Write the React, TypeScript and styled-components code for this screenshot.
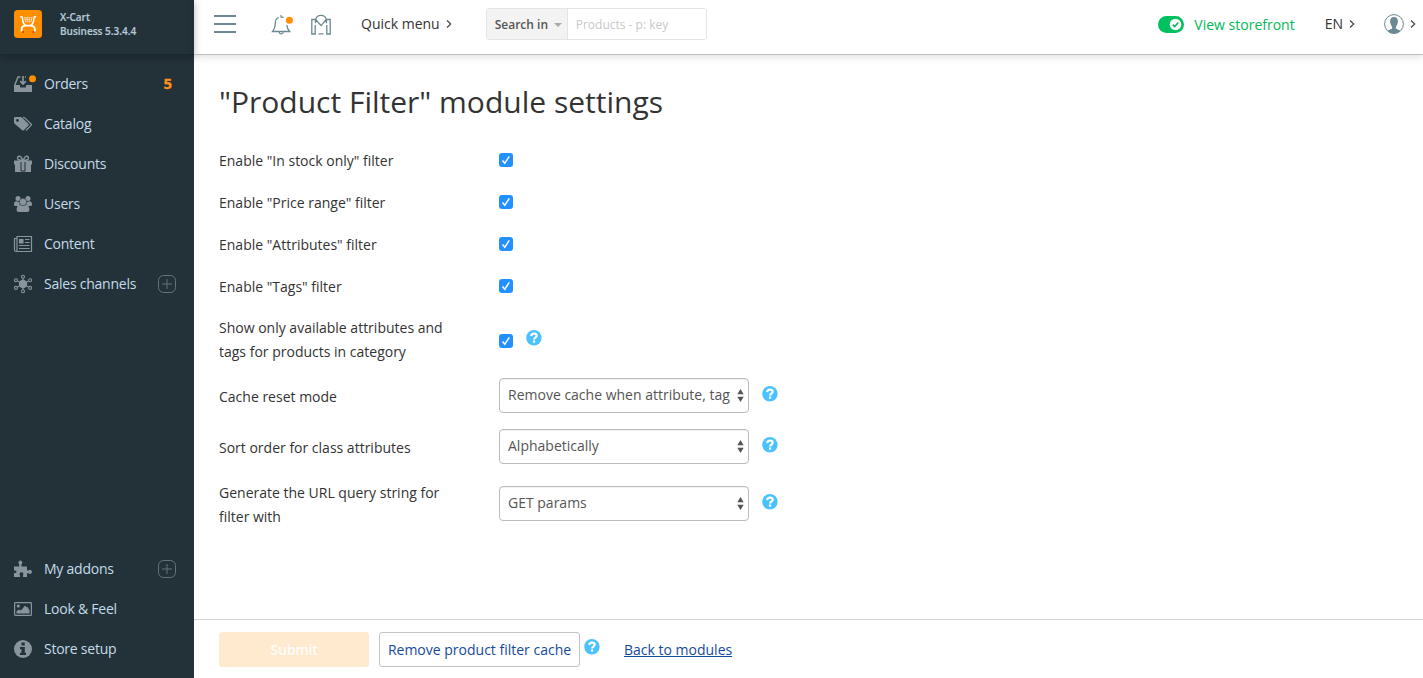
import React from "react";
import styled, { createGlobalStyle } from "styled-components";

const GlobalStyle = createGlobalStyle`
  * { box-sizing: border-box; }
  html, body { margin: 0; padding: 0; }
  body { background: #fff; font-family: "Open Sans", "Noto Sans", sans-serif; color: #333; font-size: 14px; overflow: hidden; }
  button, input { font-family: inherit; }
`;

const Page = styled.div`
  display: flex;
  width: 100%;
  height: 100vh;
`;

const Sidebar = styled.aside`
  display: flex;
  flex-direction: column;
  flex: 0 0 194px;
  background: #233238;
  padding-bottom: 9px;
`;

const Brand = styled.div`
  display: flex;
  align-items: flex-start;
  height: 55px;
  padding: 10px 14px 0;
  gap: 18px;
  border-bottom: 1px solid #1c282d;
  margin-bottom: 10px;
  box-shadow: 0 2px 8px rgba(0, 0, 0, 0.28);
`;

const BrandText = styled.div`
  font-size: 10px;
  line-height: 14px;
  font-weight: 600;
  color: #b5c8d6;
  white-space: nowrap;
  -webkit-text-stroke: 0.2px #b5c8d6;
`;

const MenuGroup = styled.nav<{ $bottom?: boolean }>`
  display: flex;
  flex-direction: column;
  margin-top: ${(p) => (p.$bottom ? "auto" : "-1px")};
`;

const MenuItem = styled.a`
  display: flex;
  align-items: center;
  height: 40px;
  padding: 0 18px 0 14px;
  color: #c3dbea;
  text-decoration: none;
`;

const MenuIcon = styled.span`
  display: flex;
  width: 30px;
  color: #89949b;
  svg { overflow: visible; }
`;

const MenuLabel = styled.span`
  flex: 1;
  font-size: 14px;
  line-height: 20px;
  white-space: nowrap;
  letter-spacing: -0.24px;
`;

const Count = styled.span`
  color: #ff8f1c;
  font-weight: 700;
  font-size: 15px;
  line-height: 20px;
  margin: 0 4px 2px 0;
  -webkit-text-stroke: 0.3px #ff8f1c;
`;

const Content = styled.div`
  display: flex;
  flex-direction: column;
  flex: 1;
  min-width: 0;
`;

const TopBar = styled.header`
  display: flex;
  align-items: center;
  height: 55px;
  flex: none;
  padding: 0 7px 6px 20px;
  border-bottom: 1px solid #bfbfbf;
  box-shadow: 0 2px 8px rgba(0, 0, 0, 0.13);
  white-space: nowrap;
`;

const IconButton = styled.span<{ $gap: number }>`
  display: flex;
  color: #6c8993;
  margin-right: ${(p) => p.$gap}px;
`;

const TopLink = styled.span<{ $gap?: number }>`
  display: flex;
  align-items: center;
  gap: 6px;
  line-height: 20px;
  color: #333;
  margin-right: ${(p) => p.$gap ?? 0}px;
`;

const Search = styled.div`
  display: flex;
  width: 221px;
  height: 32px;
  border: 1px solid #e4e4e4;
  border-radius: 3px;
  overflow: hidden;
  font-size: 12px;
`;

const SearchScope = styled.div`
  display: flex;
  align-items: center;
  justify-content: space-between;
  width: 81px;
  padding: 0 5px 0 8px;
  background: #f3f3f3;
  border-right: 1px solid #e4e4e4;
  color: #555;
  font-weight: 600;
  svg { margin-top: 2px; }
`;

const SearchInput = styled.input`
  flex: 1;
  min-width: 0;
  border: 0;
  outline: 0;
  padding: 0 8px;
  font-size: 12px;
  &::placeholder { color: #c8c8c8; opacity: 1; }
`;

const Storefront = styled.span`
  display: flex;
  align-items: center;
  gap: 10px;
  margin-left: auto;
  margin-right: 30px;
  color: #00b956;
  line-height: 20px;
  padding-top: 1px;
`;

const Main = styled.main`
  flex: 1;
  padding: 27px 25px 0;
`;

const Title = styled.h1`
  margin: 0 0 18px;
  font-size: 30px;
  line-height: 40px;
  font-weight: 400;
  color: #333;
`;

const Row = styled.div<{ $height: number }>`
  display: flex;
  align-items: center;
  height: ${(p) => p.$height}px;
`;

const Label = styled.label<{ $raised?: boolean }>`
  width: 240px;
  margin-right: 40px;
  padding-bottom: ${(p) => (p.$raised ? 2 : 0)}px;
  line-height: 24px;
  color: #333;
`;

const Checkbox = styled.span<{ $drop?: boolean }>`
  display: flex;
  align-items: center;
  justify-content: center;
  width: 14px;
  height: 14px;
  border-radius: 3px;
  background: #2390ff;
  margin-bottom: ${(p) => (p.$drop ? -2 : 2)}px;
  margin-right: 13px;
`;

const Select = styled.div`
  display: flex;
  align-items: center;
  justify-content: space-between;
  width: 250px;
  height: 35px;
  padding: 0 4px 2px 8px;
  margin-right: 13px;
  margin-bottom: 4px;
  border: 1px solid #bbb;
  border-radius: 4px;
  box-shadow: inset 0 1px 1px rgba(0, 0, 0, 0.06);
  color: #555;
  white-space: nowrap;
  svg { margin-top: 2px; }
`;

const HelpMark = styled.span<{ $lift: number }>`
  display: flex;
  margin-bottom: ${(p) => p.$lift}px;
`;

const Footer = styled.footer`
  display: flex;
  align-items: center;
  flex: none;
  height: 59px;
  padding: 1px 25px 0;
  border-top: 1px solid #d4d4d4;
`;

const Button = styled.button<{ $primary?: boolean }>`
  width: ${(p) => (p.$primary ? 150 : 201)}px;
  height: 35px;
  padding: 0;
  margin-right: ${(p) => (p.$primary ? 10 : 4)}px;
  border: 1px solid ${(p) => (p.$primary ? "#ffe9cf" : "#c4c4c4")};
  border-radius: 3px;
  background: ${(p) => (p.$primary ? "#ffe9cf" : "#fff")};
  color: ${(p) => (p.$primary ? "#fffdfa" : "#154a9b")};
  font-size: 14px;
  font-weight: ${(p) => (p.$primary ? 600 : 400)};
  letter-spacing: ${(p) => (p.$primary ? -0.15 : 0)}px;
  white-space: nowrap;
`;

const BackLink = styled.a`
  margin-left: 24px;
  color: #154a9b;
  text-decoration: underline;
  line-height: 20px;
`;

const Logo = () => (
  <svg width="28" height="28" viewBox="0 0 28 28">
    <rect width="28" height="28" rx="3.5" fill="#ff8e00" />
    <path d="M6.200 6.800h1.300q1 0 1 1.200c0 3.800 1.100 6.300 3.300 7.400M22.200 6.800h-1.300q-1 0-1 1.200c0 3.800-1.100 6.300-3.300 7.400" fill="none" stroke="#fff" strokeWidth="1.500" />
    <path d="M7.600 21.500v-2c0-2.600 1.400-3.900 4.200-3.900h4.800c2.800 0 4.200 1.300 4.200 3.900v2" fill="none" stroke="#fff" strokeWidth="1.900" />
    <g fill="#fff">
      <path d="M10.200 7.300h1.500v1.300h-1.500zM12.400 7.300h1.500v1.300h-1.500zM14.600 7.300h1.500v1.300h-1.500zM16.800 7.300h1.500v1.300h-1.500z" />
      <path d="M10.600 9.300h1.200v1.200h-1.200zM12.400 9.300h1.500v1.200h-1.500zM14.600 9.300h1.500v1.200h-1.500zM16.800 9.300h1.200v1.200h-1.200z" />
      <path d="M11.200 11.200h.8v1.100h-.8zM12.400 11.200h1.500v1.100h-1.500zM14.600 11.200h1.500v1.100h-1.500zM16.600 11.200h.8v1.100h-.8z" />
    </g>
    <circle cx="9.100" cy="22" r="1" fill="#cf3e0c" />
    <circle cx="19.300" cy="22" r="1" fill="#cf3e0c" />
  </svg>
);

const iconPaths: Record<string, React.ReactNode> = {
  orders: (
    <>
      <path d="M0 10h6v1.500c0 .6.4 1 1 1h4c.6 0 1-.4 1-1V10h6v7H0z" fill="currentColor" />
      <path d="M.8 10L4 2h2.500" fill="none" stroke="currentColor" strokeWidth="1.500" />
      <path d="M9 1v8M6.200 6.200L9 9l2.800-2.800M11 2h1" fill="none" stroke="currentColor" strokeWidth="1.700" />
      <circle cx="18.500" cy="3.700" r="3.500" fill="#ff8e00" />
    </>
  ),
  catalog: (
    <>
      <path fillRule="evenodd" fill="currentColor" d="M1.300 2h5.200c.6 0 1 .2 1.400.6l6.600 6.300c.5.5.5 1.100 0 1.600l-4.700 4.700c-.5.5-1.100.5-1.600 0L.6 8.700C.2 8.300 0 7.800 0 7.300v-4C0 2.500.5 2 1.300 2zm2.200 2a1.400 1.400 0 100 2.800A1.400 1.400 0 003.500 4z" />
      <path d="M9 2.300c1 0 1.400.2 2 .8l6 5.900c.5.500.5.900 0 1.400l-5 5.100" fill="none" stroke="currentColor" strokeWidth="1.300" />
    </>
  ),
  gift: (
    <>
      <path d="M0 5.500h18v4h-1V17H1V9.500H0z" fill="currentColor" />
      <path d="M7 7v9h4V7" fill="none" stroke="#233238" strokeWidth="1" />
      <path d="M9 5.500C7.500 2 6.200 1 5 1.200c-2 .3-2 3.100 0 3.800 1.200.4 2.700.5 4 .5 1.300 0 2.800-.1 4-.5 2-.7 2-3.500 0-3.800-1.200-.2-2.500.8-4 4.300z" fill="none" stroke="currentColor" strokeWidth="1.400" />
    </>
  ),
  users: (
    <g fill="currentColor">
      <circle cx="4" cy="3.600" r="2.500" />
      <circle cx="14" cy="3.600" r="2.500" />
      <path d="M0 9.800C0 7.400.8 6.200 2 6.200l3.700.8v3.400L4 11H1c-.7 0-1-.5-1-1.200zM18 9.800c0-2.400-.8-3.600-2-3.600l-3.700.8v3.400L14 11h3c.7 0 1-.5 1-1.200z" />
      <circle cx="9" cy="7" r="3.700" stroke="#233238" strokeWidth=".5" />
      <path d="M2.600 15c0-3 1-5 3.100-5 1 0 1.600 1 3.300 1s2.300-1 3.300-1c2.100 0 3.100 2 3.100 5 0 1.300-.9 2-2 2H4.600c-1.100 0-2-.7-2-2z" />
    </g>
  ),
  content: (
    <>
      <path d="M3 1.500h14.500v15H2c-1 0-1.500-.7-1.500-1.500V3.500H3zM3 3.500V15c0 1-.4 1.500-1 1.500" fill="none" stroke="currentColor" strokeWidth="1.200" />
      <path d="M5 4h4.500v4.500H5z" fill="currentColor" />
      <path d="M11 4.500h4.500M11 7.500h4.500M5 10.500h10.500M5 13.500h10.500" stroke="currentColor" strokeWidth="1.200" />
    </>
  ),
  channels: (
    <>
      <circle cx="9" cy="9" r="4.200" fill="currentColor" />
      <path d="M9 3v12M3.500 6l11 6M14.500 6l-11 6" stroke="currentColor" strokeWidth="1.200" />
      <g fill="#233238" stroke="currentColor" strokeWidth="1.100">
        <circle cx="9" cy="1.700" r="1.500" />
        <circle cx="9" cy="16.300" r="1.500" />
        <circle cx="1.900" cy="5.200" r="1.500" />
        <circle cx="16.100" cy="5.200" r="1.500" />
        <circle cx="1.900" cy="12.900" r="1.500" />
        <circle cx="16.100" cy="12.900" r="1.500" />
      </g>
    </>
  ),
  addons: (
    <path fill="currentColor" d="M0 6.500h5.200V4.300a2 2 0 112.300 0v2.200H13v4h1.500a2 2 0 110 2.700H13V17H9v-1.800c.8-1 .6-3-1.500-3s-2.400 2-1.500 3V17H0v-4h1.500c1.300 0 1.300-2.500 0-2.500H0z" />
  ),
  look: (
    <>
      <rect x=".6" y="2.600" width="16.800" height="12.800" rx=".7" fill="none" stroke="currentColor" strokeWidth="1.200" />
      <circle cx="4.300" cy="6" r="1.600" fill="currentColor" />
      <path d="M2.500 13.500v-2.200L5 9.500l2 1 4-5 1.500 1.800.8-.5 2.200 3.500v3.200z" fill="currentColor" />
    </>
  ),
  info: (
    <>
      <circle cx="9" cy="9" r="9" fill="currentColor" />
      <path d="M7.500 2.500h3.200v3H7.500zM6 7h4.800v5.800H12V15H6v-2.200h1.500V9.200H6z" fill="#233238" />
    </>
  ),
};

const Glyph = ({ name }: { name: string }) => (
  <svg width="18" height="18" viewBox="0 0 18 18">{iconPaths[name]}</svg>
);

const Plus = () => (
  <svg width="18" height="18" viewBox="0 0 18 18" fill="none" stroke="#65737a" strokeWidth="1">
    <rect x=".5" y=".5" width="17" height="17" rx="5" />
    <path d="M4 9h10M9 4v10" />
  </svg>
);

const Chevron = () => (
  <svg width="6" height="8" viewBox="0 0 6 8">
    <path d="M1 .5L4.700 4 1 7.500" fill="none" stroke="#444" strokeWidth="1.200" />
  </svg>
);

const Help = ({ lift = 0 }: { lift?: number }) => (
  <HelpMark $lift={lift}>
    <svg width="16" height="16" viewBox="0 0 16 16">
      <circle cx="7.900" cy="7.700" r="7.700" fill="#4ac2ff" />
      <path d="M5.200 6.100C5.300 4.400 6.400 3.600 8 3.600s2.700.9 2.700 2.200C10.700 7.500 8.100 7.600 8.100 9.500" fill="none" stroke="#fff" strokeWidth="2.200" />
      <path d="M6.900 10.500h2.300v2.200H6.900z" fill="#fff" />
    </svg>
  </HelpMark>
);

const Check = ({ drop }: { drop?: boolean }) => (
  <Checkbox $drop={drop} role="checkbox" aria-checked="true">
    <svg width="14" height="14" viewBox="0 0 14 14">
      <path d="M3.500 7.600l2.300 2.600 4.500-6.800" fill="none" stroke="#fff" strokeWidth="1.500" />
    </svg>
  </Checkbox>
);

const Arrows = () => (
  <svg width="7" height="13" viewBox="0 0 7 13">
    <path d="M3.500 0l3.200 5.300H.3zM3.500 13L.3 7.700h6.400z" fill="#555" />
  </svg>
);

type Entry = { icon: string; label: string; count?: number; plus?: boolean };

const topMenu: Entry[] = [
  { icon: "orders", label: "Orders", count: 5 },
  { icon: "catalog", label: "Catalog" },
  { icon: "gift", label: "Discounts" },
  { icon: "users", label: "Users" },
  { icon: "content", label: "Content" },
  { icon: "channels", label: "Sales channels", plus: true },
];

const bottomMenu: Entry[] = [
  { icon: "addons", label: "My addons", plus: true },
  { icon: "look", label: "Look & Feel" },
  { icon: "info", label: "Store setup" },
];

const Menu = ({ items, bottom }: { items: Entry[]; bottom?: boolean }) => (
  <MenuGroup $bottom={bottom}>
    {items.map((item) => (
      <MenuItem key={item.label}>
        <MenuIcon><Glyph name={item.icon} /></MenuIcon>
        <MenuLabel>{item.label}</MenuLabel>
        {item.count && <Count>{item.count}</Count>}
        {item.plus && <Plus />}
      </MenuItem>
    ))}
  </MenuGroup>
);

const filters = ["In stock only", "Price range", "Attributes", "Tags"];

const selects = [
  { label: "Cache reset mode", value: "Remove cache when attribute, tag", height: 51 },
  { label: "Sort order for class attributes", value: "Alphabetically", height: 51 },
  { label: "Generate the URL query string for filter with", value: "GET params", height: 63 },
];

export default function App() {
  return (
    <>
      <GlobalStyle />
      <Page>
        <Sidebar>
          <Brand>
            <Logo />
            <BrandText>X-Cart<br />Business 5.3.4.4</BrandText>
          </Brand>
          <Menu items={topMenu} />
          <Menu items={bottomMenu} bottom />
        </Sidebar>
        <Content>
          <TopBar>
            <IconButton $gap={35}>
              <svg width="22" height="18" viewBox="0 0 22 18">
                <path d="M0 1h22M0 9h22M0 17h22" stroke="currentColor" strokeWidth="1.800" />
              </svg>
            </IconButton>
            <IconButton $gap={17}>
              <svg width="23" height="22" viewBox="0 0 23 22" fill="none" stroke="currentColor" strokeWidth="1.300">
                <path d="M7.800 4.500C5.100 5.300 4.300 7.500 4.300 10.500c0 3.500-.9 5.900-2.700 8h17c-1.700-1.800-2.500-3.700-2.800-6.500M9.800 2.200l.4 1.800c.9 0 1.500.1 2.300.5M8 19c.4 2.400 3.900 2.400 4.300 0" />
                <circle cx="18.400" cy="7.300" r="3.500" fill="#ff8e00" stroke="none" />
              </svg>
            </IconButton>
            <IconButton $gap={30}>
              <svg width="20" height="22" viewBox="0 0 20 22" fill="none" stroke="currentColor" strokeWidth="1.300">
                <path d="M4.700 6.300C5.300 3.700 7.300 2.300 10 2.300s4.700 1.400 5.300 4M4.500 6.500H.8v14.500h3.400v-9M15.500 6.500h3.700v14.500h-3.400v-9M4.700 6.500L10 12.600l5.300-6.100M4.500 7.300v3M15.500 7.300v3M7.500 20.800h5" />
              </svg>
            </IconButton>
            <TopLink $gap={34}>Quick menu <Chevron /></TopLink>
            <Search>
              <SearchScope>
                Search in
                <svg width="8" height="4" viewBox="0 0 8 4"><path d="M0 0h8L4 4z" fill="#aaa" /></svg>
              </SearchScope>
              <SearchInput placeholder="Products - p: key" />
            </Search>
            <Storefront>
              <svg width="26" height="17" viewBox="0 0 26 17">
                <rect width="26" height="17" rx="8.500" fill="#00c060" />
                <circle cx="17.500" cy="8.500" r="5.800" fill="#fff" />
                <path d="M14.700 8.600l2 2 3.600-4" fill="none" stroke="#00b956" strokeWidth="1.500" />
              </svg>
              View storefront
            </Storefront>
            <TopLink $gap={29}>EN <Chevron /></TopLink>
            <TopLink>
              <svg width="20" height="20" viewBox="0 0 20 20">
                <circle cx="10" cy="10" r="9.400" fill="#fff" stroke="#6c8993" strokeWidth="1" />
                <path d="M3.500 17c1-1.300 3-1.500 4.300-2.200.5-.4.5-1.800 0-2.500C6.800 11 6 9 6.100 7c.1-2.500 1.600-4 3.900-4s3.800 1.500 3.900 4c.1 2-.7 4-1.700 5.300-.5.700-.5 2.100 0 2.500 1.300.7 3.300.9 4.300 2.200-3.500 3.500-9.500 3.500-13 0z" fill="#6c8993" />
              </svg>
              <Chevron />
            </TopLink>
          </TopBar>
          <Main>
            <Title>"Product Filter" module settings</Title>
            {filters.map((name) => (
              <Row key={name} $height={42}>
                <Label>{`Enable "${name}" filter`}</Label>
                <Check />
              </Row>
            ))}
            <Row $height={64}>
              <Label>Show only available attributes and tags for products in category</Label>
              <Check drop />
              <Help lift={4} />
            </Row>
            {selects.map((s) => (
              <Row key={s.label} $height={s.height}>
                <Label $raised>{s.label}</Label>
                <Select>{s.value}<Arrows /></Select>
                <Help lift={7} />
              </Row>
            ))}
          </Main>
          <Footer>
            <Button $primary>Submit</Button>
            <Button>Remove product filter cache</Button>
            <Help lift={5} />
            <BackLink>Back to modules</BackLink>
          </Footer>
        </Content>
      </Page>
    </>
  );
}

·····

Where a line of the data holds "React", show that line.

Write the React, TypeScript and styled-components code for this screenshot.
import React from "react";
const iconPaths: Record<string, React.ReactNode> = {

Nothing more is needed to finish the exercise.